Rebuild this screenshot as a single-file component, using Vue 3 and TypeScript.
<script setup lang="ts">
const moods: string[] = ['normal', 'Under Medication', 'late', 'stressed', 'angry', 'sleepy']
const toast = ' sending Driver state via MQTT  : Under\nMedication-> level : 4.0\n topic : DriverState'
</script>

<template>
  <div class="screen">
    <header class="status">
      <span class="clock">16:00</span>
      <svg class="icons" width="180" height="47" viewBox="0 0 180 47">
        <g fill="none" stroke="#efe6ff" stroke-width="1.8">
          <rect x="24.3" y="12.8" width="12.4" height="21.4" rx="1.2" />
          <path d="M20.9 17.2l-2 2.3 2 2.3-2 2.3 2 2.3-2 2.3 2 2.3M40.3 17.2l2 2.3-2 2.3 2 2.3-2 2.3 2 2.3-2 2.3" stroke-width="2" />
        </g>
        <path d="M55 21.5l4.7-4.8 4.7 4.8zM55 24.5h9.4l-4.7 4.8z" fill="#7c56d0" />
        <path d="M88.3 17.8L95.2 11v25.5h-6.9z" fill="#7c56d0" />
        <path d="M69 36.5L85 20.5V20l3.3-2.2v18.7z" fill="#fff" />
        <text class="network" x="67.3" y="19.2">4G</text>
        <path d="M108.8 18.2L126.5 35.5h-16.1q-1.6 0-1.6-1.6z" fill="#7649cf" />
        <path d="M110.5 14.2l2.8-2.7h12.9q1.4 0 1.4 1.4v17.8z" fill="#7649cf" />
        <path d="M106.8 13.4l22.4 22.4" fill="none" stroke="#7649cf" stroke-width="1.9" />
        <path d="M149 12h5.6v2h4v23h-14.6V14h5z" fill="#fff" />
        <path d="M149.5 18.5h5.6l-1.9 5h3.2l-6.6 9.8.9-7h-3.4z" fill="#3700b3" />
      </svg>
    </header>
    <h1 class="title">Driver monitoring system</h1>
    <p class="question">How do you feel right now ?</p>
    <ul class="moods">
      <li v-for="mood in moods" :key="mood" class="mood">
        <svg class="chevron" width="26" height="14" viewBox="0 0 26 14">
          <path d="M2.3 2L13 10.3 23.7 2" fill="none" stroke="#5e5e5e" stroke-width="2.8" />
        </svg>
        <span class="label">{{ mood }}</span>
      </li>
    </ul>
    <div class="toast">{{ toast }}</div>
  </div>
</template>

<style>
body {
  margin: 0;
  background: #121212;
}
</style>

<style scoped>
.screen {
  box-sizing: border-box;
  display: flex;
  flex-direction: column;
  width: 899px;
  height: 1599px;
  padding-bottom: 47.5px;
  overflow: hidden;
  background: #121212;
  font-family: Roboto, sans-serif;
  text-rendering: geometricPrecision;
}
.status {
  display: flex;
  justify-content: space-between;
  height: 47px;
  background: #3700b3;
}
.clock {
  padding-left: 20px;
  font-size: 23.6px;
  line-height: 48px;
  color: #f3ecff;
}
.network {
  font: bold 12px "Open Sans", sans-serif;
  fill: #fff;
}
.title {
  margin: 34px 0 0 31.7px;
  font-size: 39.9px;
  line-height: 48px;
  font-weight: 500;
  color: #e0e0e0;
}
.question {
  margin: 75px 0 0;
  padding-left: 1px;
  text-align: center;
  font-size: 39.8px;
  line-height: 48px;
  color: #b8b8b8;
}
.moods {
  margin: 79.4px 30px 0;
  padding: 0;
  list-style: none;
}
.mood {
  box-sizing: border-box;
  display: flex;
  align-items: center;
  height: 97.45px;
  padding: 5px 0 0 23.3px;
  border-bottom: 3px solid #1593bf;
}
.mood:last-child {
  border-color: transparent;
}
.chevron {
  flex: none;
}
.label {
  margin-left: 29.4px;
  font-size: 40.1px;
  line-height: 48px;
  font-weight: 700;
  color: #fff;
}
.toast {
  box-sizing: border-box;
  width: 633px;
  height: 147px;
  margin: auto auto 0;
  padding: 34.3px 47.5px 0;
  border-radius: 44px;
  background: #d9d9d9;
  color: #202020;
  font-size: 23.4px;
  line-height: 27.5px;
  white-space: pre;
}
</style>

___

_REQUIRED TASK_:
Each line of the material above must be retyped precisely.

_THE COMPLETED TASK_:
Rebuild this screenshot as a single-file component, using Vue 3 and TypeScript.
<script setup lang="ts">
const moods: string[] = ['normal', 'Under Medication', 'late', 'stressed', 'angry', 'sleepy']
const toast = ' sending Driver state via MQTT  : Under\nMedication-> level : 4.0\n topic : DriverState'
</script>

<template>
  <div class="screen">
    <header class="status">
      <span class="clock">16:00</span>
      <svg class="icons" width="180" height="47" viewBox="0 0 180 47">
        <g fill="none" stroke="#efe6ff" stroke-width="1.8">
          <rect x="24.3" y="12.8" width="12.4" height="21.4" rx="1.2" />
          <path d="M20.9 17.2l-2 2.3 2 2.3-2 2.3 2 2.3-2 2.3 2 2.3M40.3 17.2l2 2.3-2 2.3 2 2.3-2 2.3 2 2.3-2 2.3" stroke-width="2" />
        </g>
        <path d="M55 21.5l4.7-4.8 4.7 4.8zM55 24.5h9.4l-4.7 4.8z" fill="#7c56d0" />
        <path d="M88.3 17.8L95.2 11v25.5h-6.9z" fill="#7c56d0" />
        <path d="M69 36.5L85 20.5V20l3.3-2.2v18.7z" fill="#fff" />
        <text class="network" x="67.3" y="19.2">4G</text>
        <path d="M108.8 18.2L126.5 35.5h-16.1q-1.6 0-1.6-1.6z" fill="#7649cf" />
        <path d="M110.5 14.2l2.8-2.7h12.9q1.4 0 1.4 1.4v17.8z" fill="#7649cf" />
        <path d="M106.8 13.4l22.4 22.4" fill="none" stroke="#7649cf" stroke-width="1.9" />
        <path d="M149 12h5.6v2h4v23h-14.6V14h5z" fill="#fff" />
        <path d="M149.5 18.5h5.6l-1.9 5h3.2l-6.6 9.8.9-7h-3.4z" fill="#3700b3" />
      </svg>
    </header>
    <h1 class="title">Driver monitoring system</h1>
    <p class="question">How do you feel right now ?</p>
    <ul class="moods">
      <li v-for="mood in moods" :key="mood" class="mood">
        <svg class="chevron" width="26" height="14" viewBox="0 0 26 14">
          <path d="M2.3 2L13 10.3 23.7 2" fill="none" stroke="#5e5e5e" stroke-width="2.8" />
        </svg>
        <span class="label">{{ mood }}</span>
      </li>
    </ul>
    <div class="toast">{{ toast }}</div>
  </div>
</template>

<style>
body {
  margin: 0;
  background: #121212;
}
</style>

<style scoped>
.screen {
  box-sizing: border-box;
  display: flex;
  flex-direction: column;
  width: 899px;
  height: 1599px;
  padding-bottom: 47.5px;
  overflow: hidden;
  background: #121212;
  font-family: Roboto, sans-serif;
  text-rendering: geometricPrecision;
}
.status {
  display: flex;
  justify-content: space-between;
  height: 47px;
  background: #3700b3;
}
.clock {
  padding-left: 20px;
  font-size: 23.6px;
  line-height: 48px;
  color: #f3ecff;
}
.network {
  font: bold 12px "Open Sans", sans-serif;
  fill: #fff;
}
.title {
  margin: 34px 0 0 31.7px;
  font-size: 39.9px;
  line-height: 48px;
  font-weight: 500;
  color: #e0e0e0;
}
.question {
  margin: 75px 0 0;
  padding-left: 1px;
  text-align: center;
  font-size: 39.8px;
  line-height: 48px;
  color: #b8b8b8;
}
.moods {
  margin: 79.4px 30px 0;
  padding: 0;
  list-style: none;
}
.mood {
  box-sizing: border-box;
  display: flex;
  align-items: center;
  height: 97.45px;
  padding: 5px 0 0 23.3px;
  border-bottom: 3px solid #1593bf;
}
.mood:last-child {
  border-color: transparent;
}
.chevron {
  flex: none;
}
.label {
  margin-left: 29.4px;
  font-size: 40.1px;
  line-height: 48px;
  font-weight: 700;
  color: #fff;
}
.toast {
  box-sizing: border-box;
  width: 633px;
  height: 147px;
  margin: auto auto 0;
  padding: 34.3px 47.5px 0;
  border-radius: 44px;
  background: #d9d9d9;
  color: #202020;
  font-size: 23.4px;
  line-height: 27.5px;
  white-space: pre;
}
</style>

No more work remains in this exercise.